Requirements ▸ Check every line below for the string "screenshot", and copy the lines that contain it.

Information provided ▸
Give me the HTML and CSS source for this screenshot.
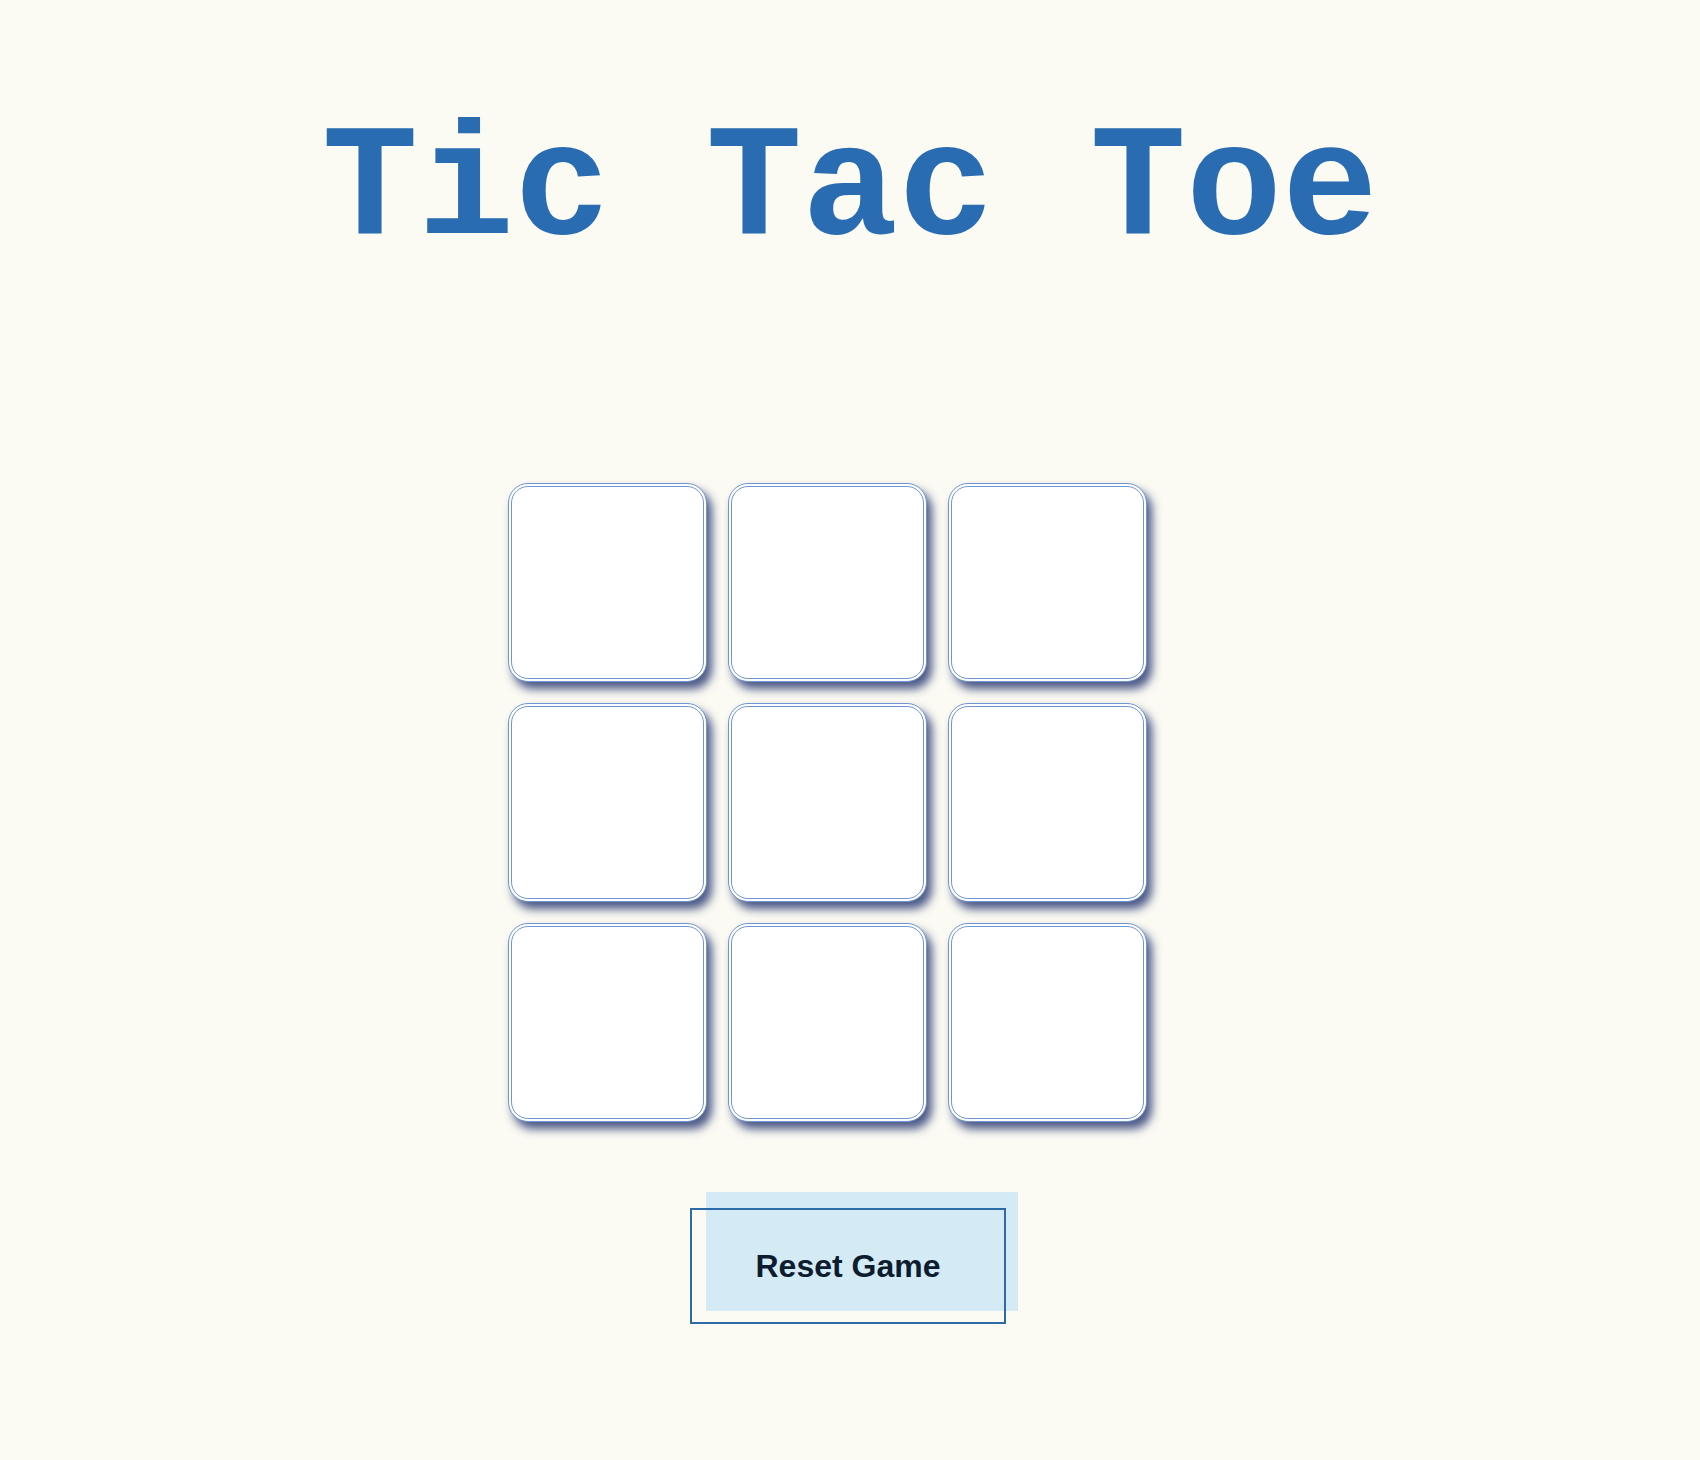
FILE: index.html
```html
<!DOCTYPE html>
<html lang="en">
<head>
<meta charset="utf-8">
<title>Tic Tac Toe</title>
<link rel="stylesheet" href="styles.css">
</head>
<body>
<main class="game">
  <h1 class="title">Tic Tac Toe</h1>
  <div class="board">
    <div class="cell"></div>
    <div class="cell"></div>
    <div class="cell"></div>
    <div class="cell"></div>
    <div class="cell"></div>
    <div class="cell"></div>
    <div class="cell"></div>
    <div class="cell"></div>
    <div class="cell"></div>
  </div>
  <div class="controls">
    <button class="reset" type="button"><span class="reset-label">Reset Game</span></button>
  </div>
</main>
</body>
</html>
```

FILE: styles.css
```css
html, body {
  margin: 0;
  padding: 0;
  background: #fbfaf3;
}

body {
  width: 1700px;
  height: 1460px;
  overflow: hidden;
}

.game {
  display: flex;
  flex-direction: column;
}

.title {
  margin: 100px 0 0;
  font-family: "Liberation Mono", "Courier New", monospace;
  font-weight: bold;
  font-size: 160px;
  line-height: normal;
  color: #2a6cb2;
  text-align: center;
  white-space: pre;
}

.board {
  margin: 202px 0 0 508px;
  display: grid;
  grid-template-columns: repeat(3, 199px);
  grid-auto-rows: 199px;
  gap: 21px;
  width: 639px;
}

.cell {
  box-sizing: border-box;
  background: #ffffff;
  border: 4px double #6f96d2;
  border-radius: 20px;
  box-shadow: 5px 7px 10px rgba(30, 48, 108, 0.8);
}

.controls {
  margin: 86px 0 0 690px;
  display: flex;
}

.reset {
  position: relative;
  z-index: 0;
  box-sizing: border-box;
  width: 316px;
  height: 116px;
  border: none;
  background: transparent;
  font-family: "Liberation Sans", Arial, sans-serif;
  font-weight: bold;
  font-size: 32px;
  color: #0e1c30;
  padding: 0;
  cursor: pointer;
}

.reset::before {
  content: "";
  position: absolute;
  z-index: -1;
  left: 16px;
  top: -16px;
  width: 312px;
  height: 119px;
  background: #d4ebf6;
}

.reset::after {
  content: "";
  position: absolute;
  z-index: 1;
  inset: 0;
  border: 2px solid #2c6aa8;
}

.reset-label {
  position: relative;
  z-index: 2;
}
```
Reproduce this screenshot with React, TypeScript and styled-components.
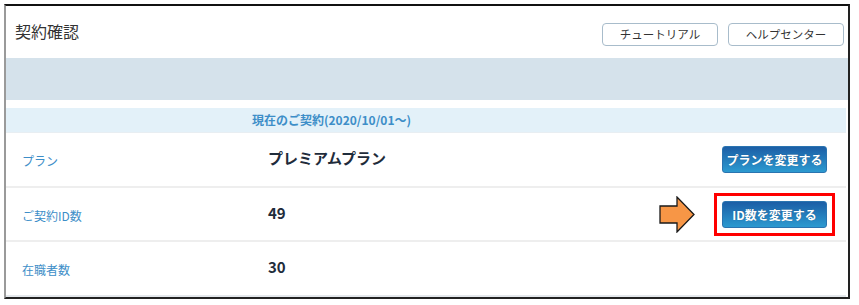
import React from "react";
import styled, { createGlobalStyle } from "styled-components";

const GlobalStyle = createGlobalStyle`
  html, body {
    margin: 0;
    padding: 0;
    background: #ffffff;
  }
  body {
    font-family: "Noto Sans CJK JP", "Noto Sans", sans-serif;
  }
`;

type Row = {
  label: string;
  value: string;
  action?: string;
  highlight?: boolean;
};

const rows: Row[] = [
  { label: "プラン", value: "プレミアムプラン", action: "プランを変更する" },
  { label: "ご契約ID数", value: "49", action: "ID数を変更する", highlight: true },
  { label: "在職者数", value: "30" },
];

function PointerArrow() {
  return (
    <ArrowSvg width="36" height="37" viewBox="0 0 36 37">
      <path
        d="M1 10 H18 V1 L35 18.5 L18 36 V27 H1 Z"
        fill="#f79646"
        stroke="#1a1a1a"
        strokeWidth="1.3"
        strokeLinejoin="miter"
      />
    </ArrowSvg>
  );
}

export default function App() {
  return (
    <>
      <GlobalStyle />
      <Frame>
        <Header>
          <Title>契約確認</Title>
          <HeaderActions>
            <GhostButton>チュートリアル</GhostButton>
            <GhostButton>ヘルプセンター</GhostButton>
          </HeaderActions>
        </Header>
        <Band />
        <SectionHead>現在のご契約(2020/10/01～)</SectionHead>
        {rows.map((row) => (
          <InfoRow key={row.label}>
            <Label>{row.label}</Label>
            <Value>{row.value}</Value>
            {row.action && (
              <Actions>
                {row.highlight && <PointerArrow />}
                <Highlight $on={row.highlight}>
                  <PrimaryButton>{row.action}</PrimaryButton>
                </Highlight>
              </Actions>
            )}
          </InfoRow>
        ))}
      </Frame>
    </>
  );
}

const Frame = styled.div`
  margin: 4px 0 0 4px;
  width: 846px;
  height: 295px;
  box-sizing: border-box;
  border-top: 2px solid #111;
  border-right: 2px solid #222;
  border-bottom: 2px solid #222;
  border-left: 2px solid #9a9a9a;
  display: flex;
  flex-direction: column;
  overflow: hidden;
`;

const Header = styled.div`
  height: 52px;
  flex: none;
  display: flex;
  align-items: center;
  justify-content: space-between;
  padding: 0 4px 0 9px;
`;

const Title = styled.h1`
  margin: 0;
  margin-top: -3px;
  font-size: 16px;
  font-weight: 400;
  color: #333;
`;

const HeaderActions = styled.div`
  display: flex;
  gap: 10px;
  margin-top: 5px;
`;

const GhostButton = styled.button`
  width: 116px;
  height: 23px;
  box-sizing: border-box;
  border: 1px solid #a8bccb;
  border-radius: 4px;
  background: #fff;
  color: #333;
  font-family: inherit;
  font-size: 11.5px;
  padding: 0;
  line-height: 21px;
`;

const Band = styled.div`
  height: 42px;
  flex: none;
  background: #d5e2eb;
  margin-bottom: 8px;
`;

const SectionHead = styled.div`
  height: 24px;
  flex: none;
  margin-right: 2px;
  background: #e3f1f9;
  border-bottom: 1px solid #e8eef2;
  color: #3d8ec8;
  font-size: 12px;
  font-weight: 700;
  line-height: 24px;
  padding-left: 246px;
`;

const InfoRow = styled.div`
  flex: 1;
  display: flex;
  align-items: center;
  padding: 0 19px 0 16px;
  border-bottom: 2px solid #eeeeee;
  margin-right: 2px;

  &:last-child {
    border-bottom-color: #e4e8ec;
  }
`;

const Label = styled.div`
  width: 246px;
  flex: none;
  font-size: 12px;
  color: #3d8ec8;
  padding-top: 2px;
`;

const Value = styled.div`
  flex: 1;
  font-size: 15px;
  font-weight: 700;
  color: #1f2c3b;
  margin-top: -4px;
`;

const Actions = styled.div`
  display: flex;
  align-items: center;
`;

const ArrowSvg = styled.svg`
  display: block;
  margin-right: 27px;
`;

const Highlight = styled.div<{ $on?: boolean }>`
  display: flex;
  outline: ${(p) => (p.$on ? "3px solid #ff0000" : "none")};
  outline-offset: 5px;
`;

const PrimaryButton = styled.button`
  width: 105px;
  height: 27px;
  box-sizing: border-box;
  border: 1px solid #2a74b0;
  border-radius: 3px;
  background: linear-gradient(#1c5ea6, #2c9ad0);
  color: #fff;
  font-family: inherit;
  font-size: 12px;
  font-weight: 700;
  padding: 0;
  line-height: 25px;
  text-shadow: 0 0 1px rgba(0, 0, 0, 0.3);
`;
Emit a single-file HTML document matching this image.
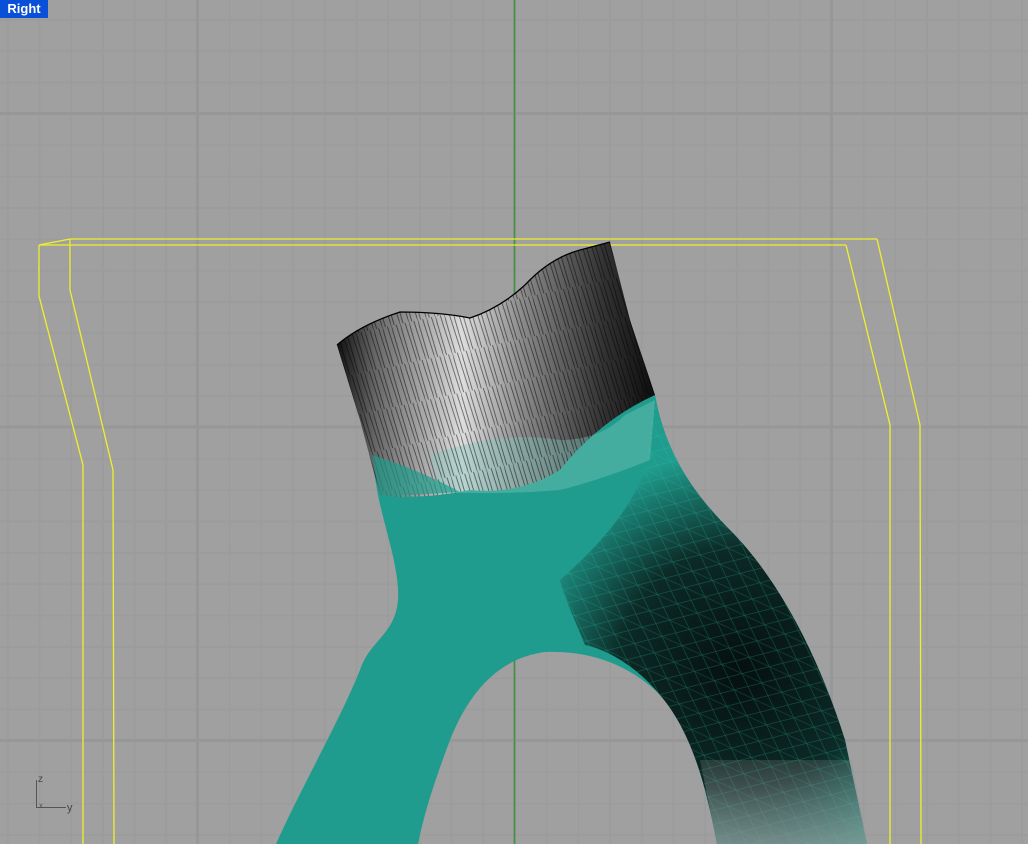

Result of this task ▸
Give me the HTML and CSS source for this screenshot.
Reproduce this screenshot with React, TypeScript and styled-components.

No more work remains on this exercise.